# [Task to carry out]
In the listing below, locate the lines bearing the word "table". Copy every one of them.
☆ ☆ ☆ ☆ ☆
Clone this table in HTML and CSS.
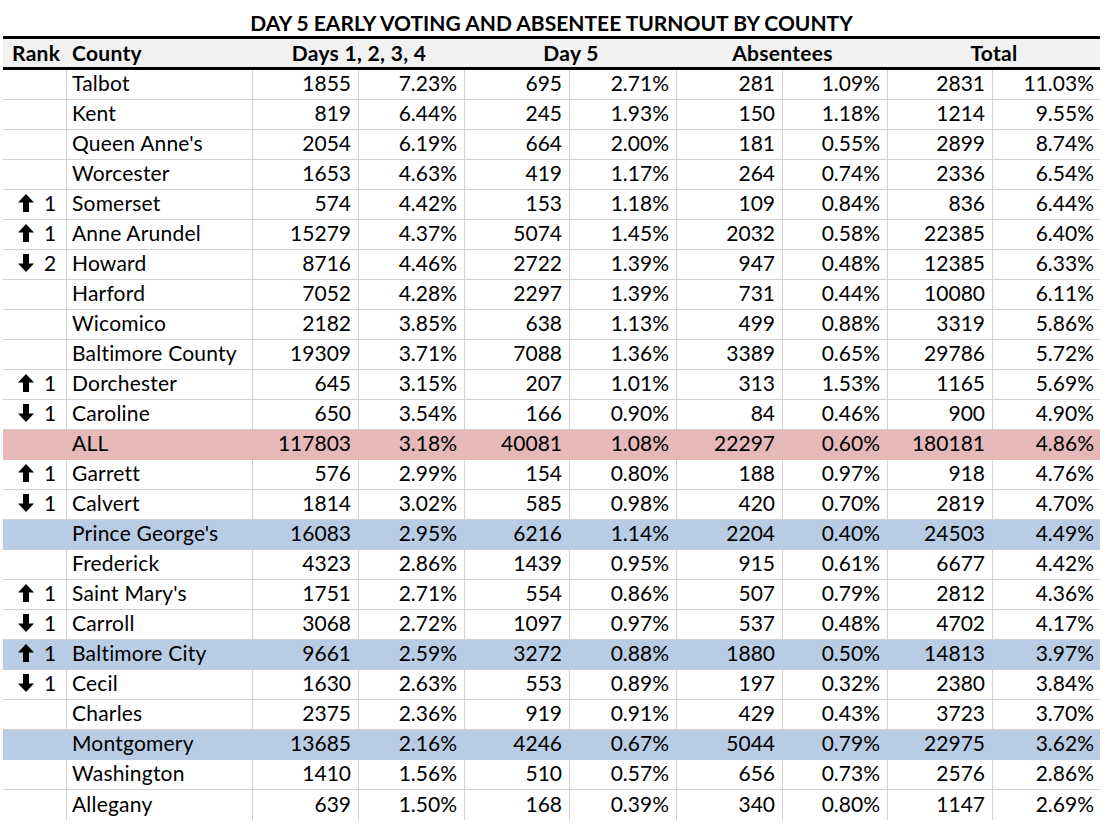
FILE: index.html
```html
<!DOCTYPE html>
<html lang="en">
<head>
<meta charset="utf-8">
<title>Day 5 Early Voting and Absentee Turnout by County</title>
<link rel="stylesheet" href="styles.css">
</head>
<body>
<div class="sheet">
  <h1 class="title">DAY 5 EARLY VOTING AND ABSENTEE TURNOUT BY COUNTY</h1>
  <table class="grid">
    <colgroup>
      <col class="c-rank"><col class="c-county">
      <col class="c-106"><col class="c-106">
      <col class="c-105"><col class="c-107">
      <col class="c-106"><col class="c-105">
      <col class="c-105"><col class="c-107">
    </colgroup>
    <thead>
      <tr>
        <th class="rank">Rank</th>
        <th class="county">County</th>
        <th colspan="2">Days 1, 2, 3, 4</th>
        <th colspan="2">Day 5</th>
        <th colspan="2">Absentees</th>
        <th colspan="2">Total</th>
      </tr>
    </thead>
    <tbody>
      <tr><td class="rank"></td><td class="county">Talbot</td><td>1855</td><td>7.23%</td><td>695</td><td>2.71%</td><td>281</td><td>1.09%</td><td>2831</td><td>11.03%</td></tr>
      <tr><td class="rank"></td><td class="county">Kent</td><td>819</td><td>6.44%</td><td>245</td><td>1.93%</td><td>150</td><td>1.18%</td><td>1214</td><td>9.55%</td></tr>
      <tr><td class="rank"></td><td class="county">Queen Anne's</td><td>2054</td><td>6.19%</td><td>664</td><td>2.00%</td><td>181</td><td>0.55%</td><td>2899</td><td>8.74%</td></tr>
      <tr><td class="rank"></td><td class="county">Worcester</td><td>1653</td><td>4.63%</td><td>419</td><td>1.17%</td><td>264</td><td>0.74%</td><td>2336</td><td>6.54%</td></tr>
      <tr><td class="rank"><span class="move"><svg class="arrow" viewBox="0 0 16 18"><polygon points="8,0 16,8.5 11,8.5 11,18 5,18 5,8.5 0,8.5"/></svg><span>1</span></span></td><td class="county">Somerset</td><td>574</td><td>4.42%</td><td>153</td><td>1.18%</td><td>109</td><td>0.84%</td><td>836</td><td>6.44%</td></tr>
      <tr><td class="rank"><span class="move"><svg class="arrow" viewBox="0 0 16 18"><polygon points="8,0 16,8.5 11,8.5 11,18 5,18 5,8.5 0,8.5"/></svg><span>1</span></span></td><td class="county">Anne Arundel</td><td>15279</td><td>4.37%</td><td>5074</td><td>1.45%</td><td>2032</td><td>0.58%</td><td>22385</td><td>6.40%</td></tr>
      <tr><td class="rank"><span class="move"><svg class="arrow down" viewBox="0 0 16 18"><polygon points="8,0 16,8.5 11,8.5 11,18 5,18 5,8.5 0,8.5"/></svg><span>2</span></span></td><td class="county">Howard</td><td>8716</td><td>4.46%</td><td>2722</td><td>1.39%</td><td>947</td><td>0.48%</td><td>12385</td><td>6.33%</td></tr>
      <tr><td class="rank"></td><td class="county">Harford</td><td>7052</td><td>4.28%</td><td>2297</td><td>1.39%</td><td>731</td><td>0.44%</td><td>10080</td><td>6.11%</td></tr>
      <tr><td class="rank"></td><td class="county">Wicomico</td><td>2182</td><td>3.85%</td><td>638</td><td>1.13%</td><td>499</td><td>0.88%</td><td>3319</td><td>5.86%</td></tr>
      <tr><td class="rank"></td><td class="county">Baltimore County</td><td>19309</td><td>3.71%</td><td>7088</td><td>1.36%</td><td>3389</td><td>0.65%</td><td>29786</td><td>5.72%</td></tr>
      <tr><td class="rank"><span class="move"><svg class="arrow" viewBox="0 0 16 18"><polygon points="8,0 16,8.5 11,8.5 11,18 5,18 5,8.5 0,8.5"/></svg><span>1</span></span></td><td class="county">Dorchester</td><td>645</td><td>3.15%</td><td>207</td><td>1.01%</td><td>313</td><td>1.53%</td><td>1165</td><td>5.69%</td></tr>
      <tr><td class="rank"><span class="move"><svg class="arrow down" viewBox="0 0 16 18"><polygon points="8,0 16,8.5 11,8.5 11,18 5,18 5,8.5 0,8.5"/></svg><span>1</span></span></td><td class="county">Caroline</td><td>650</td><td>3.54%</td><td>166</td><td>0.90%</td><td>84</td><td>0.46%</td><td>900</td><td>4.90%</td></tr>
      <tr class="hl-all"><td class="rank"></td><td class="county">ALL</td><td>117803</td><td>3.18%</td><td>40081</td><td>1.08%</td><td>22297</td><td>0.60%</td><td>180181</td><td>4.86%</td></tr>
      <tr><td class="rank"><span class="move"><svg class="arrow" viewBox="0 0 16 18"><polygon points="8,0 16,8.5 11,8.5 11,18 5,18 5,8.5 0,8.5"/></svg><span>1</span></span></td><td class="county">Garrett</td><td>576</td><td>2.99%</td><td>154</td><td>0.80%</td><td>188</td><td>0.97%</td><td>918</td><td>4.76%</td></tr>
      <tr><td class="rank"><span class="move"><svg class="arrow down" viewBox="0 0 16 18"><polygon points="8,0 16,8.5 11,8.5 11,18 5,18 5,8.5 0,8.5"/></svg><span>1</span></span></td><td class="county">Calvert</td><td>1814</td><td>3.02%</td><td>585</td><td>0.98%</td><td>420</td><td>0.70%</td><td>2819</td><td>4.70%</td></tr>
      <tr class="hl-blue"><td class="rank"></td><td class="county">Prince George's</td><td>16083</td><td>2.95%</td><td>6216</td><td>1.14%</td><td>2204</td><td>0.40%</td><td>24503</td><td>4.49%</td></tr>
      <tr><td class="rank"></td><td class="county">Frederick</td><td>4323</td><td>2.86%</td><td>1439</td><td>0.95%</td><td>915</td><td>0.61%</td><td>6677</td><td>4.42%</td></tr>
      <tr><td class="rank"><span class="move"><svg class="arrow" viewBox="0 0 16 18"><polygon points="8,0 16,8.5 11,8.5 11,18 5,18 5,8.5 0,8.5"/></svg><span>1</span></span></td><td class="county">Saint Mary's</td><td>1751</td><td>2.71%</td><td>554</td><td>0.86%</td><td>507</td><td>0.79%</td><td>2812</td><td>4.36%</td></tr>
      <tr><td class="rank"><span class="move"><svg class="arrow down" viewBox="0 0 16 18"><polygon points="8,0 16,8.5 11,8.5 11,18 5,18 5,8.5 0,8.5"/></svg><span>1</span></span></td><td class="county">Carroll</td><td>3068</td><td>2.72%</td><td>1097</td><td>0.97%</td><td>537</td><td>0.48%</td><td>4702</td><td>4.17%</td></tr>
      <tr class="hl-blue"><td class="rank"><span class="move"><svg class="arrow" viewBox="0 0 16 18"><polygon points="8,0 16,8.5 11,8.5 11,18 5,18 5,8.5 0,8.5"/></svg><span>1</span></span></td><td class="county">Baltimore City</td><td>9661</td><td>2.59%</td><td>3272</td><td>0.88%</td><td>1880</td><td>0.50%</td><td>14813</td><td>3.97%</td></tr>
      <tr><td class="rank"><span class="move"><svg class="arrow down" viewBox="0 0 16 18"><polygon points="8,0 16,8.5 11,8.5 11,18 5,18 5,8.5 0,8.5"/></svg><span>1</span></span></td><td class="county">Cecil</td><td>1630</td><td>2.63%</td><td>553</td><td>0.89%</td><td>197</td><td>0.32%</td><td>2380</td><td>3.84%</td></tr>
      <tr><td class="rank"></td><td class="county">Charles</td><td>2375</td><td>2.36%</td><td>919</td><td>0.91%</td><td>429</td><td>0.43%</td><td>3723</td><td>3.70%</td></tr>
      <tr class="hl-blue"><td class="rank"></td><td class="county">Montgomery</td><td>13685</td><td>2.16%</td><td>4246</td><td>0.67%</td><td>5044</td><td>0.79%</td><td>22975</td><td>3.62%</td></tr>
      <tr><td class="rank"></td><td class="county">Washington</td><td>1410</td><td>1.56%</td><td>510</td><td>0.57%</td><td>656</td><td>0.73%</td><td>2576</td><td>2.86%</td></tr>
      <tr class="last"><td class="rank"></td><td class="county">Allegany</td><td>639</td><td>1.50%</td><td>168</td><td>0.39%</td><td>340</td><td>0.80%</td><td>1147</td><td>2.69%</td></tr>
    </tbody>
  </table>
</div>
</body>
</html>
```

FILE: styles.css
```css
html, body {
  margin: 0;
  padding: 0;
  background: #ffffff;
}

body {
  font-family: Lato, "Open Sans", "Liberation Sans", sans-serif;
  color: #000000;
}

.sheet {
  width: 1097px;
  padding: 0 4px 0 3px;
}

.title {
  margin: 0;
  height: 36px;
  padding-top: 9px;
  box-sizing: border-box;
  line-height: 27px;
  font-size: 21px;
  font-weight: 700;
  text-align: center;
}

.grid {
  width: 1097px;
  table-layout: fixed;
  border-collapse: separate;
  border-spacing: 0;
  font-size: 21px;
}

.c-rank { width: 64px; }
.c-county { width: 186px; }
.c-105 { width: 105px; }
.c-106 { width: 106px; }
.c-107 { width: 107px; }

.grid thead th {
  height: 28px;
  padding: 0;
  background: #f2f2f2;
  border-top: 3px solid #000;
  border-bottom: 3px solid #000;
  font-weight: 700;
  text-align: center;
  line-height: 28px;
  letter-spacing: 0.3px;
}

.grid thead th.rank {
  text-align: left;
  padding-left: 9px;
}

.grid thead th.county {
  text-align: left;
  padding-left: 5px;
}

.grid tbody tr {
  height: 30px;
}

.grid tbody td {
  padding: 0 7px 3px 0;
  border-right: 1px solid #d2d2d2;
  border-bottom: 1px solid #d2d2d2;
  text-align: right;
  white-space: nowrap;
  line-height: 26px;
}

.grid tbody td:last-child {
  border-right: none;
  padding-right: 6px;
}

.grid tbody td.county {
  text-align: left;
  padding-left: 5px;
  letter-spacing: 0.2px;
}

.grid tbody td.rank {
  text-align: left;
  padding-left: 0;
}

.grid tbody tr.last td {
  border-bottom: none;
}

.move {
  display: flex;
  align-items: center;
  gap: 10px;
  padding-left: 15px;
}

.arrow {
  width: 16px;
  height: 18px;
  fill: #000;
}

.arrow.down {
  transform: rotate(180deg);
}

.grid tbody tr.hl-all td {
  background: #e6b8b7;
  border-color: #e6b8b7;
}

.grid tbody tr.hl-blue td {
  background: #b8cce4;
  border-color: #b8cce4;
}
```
☆ ☆ ☆ ☆ ☆
# [Worked solution]
Clone this table in HTML and CSS.
  <table class="grid">
  </table>
  table-layout: fixed;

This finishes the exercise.